Board member Benton, first elected in 2018, said in an interview the numbers don’t add up. If the district turfs the baseball field, it would have to upgrade all the high schools’ baseball and softball fields, out of fairness, Benton explained. Baseball fields serve about 20 students. Meanwhile, the enhanced football fields serve boys’ and girls’ soccer, lacrosse, boys’ football, girls’ cheerleading, band competitions, and graduations, according to Benton.
“If you do the math on these things, they work out to be 80-something thousand dollars per child, per player, compared to your football fields which service six sports and cost a third of the amount of money to put in,” he said in an interview.

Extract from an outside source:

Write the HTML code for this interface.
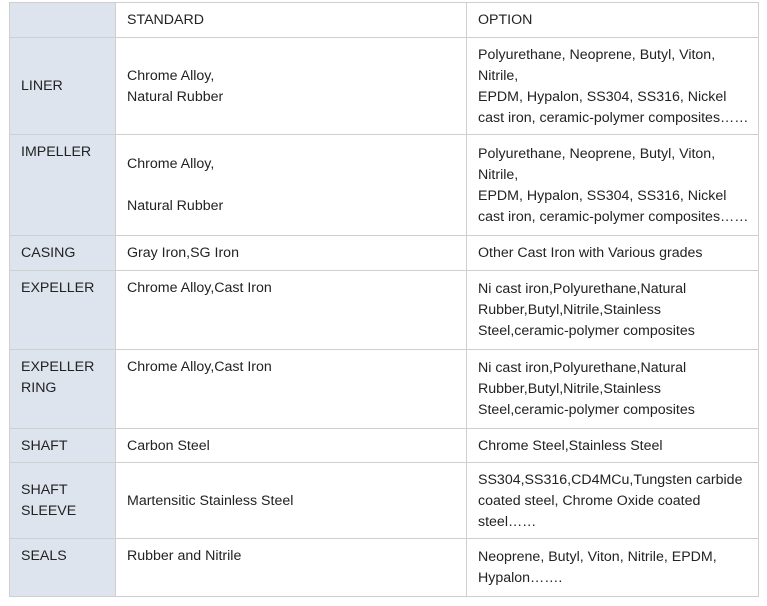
<!DOCTYPE html>
<html><head><style>
body{margin:0;width:767px;height:606px;background:#fff;position:relative;overflow:hidden;font-family:"Liberation Sans",Arial,sans-serif;font-size:14.2px;color:#222}
.c{position:absolute;background:#dde4ee}
.h{position:absolute;left:9px;width:750px;height:1px;background:#cfcfcf}
.v{position:absolute;top:2px;height:595px;width:1px;background:#cfcfcf}
.t{position:absolute;line-height:21px;white-space:nowrap;margin-top:1.5px}
</style></head><body>
<div class="c" style="left:9px;top:2px;width:106px;height:595px"></div>
<div class="h" style="top:2px"></div><div class="h" style="top:37px"></div><div class="h" style="top:134px"></div><div class="h" style="top:235px"></div><div class="h" style="top:270px"></div><div class="h" style="top:349px"></div><div class="h" style="top:428px"></div><div class="h" style="top:462px"></div><div class="h" style="top:538px"></div><div class="h" style="top:596px"></div>
<div class="v" style="left:9px"></div><div class="v" style="left:115px"></div><div class="v" style="left:466px"></div><div class="v" style="left:758px"></div>

<div class="t" style="left:127px;top:8px">STANDARD</div>
<div class="t" style="left:478px;top:8px">OPTION</div>

<div class="t" style="left:21px;top:74px">LINER</div>
<div class="t" style="left:127px;top:64px">Chrome Alloy,<br>Natural Rubber</div>
<div class="t" style="left:478px;top:43px">Polyurethane, Neoprene, Butyl, Viton,<br>Nitrile,<br>EPDM, Hypalon, SS304, SS316, Nickel<br>cast iron, ceramic-polymer composites……</div>

<div class="t" style="left:21px;top:140px">IMPELLER</div>
<div class="t" style="left:127px;top:152px">Chrome Alloy,</div>
<div class="t" style="left:127px;top:194px">Natural Rubber</div>
<div class="t" style="left:478px;top:142px">Polyurethane, Neoprene, Butyl, Viton,<br>Nitrile,<br>EPDM, Hypalon, SS304, SS316, Nickel<br>cast iron, ceramic-polymer composites……</div>

<div class="t" style="left:21px;top:241px">CASING</div>
<div class="t" style="left:127px;top:241px">Gray Iron,SG Iron</div>
<div class="t" style="left:478px;top:241px">Other Cast Iron with Various grades</div>

<div class="t" style="left:21px;top:276px">EXPELLER</div>
<div class="t" style="left:127px;top:276px">Chrome Alloy,Cast Iron</div>
<div class="t" style="left:478px;top:277px">Ni cast iron,Polyurethane,Natural<br>Rubber,Butyl,Nitrile,Stainless<br>Steel,ceramic-polymer composites</div>

<div class="t" style="left:21px;top:355px">EXPELLER<br>RING</div>
<div class="t" style="left:127px;top:355px">Chrome Alloy,Cast Iron</div>
<div class="t" style="left:478px;top:356px">Ni cast iron,Polyurethane,Natural<br>Rubber,Butyl,Nitrile,Stainless<br>Steel,ceramic-polymer composites</div>

<div class="t" style="left:21px;top:434px">SHAFT</div>
<div class="t" style="left:127px;top:434px">Carbon Steel</div>
<div class="t" style="left:478px;top:434px">Chrome Steel,Stainless Steel</div>

<div class="t" style="left:21px;top:478px">SHAFT<br>SLEEVE</div>
<div class="t" style="left:127px;top:489px">Martensitic Stainless Steel</div>
<div class="t" style="left:478px;top:468px">SS304,SS316,CD4MCu,Tungsten carbide<br>coated steel, Chrome Oxide coated<br>steel……</div>

<div class="t" style="left:21px;top:544px">SEALS</div>
<div class="t" style="left:127px;top:544px">Rubber and Nitrile</div>
<div class="t" style="left:478px;top:545px">Neoprene, Butyl, Viton, Nitrile, EPDM,<br>Hypalon…….</div>
</body></html>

In an email, Robinson clarified he never agreed to install artificial turf at SBHS and his position has been “consistent all long.” He remains open to turfing the field, but would prefer to include the item in a long-range plan instead, searching for outside funding sources.
“It must [be] taken [into] consideration that we have 3 High Schools, and each one of these High Schools deserve the same consideration when it comes to these kind of major field upgrades,” he wrote in an email. “I would treat South Brunswick no different than I would West Brunswick or North Brunswick.”
Though he didn’t care for Lemon’s wording, Robinson said he understands the chairman’s concerns, especially given his tenure serving the district.
“The Board will not agree on everything every time,” he wrote in an email. “If we agree on artificial turf, that’s fine, I will support that as long as we determine an appropriate funding mechanism that will not negatively impact the budget.”